Exercise:
Below are some entries. Work out how many of their lines hold the word "this", and write that number alone.

Information given:
— START —

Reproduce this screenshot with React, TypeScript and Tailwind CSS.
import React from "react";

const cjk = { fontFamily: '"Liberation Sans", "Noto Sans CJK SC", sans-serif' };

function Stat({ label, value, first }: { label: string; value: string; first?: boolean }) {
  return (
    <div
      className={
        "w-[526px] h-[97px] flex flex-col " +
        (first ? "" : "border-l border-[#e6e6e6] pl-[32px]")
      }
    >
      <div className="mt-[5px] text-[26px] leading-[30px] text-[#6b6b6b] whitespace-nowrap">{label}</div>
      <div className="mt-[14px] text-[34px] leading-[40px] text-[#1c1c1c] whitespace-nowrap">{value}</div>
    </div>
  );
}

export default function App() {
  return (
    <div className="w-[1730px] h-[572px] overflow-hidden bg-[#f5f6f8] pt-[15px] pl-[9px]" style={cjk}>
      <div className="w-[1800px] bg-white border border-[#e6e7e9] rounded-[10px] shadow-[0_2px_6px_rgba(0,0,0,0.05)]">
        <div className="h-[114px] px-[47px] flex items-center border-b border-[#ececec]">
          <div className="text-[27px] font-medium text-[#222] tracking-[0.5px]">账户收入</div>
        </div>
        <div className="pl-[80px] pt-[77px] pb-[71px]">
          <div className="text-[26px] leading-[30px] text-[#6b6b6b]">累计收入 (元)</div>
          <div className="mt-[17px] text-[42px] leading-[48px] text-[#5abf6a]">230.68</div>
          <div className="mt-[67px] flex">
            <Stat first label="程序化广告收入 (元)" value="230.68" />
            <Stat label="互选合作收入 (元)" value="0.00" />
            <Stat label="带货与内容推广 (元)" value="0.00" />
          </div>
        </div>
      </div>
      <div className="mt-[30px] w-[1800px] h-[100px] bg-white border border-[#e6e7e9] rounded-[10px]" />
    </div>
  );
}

— END —
— START —

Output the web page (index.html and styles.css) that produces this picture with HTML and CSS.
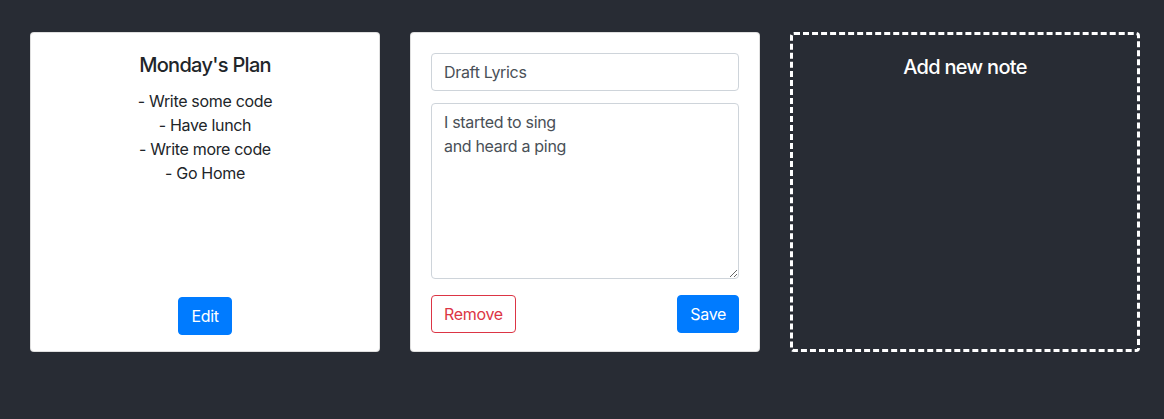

— END —
— START —

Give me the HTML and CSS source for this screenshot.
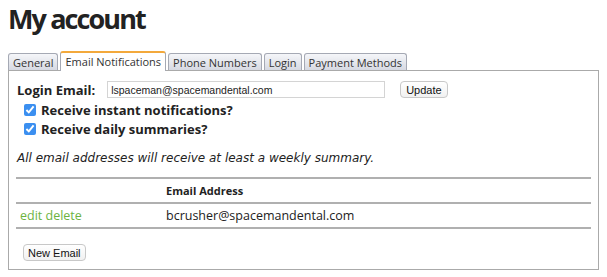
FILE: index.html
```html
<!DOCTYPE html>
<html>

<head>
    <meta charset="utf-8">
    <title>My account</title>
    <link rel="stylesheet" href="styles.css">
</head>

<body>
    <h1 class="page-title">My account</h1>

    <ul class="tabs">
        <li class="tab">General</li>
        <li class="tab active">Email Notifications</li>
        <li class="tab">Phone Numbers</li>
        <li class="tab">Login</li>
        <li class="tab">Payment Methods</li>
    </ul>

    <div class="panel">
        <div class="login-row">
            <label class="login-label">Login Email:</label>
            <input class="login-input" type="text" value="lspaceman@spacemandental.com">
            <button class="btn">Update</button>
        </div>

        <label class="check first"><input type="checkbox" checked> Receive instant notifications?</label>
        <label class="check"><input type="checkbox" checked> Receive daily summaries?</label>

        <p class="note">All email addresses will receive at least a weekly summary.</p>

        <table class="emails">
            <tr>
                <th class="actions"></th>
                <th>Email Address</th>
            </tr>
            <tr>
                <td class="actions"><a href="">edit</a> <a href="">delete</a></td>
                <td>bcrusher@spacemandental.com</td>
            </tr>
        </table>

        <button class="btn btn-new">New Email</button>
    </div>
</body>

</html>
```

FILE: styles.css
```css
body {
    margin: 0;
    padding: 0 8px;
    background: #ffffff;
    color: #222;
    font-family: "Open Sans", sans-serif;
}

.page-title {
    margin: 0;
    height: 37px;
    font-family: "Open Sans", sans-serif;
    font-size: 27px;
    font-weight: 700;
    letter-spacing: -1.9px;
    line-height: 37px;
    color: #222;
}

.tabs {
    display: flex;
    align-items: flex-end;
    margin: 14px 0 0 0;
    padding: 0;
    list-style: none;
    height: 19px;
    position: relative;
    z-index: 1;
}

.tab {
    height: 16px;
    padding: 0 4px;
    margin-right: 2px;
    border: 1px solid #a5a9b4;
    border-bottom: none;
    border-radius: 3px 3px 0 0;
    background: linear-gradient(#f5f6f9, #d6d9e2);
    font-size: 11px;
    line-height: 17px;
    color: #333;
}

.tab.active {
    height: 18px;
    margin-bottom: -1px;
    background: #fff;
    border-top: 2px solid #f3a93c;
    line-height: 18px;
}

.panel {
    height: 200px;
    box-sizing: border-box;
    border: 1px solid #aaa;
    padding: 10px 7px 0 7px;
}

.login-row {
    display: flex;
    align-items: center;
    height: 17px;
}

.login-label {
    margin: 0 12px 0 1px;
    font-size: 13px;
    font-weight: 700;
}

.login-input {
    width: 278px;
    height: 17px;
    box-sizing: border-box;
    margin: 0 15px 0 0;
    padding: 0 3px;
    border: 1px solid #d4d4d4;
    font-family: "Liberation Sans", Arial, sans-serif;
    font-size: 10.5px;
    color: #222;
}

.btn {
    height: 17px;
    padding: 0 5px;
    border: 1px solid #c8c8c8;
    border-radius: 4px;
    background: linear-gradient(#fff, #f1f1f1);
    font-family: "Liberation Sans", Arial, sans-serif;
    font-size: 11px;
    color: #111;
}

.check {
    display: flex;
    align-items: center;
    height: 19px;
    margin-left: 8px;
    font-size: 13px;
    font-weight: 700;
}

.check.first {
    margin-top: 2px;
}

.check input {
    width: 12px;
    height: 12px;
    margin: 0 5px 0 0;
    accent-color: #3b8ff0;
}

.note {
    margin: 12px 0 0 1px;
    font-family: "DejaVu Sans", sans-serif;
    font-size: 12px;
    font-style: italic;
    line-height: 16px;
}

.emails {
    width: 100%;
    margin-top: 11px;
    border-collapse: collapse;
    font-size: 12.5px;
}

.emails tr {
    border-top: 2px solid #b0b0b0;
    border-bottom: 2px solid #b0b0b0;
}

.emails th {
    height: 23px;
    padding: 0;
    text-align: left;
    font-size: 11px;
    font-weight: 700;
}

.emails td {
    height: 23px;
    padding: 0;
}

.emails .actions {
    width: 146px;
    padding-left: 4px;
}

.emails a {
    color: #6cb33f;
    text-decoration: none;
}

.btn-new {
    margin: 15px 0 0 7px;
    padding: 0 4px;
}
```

— END —

Task solution:
3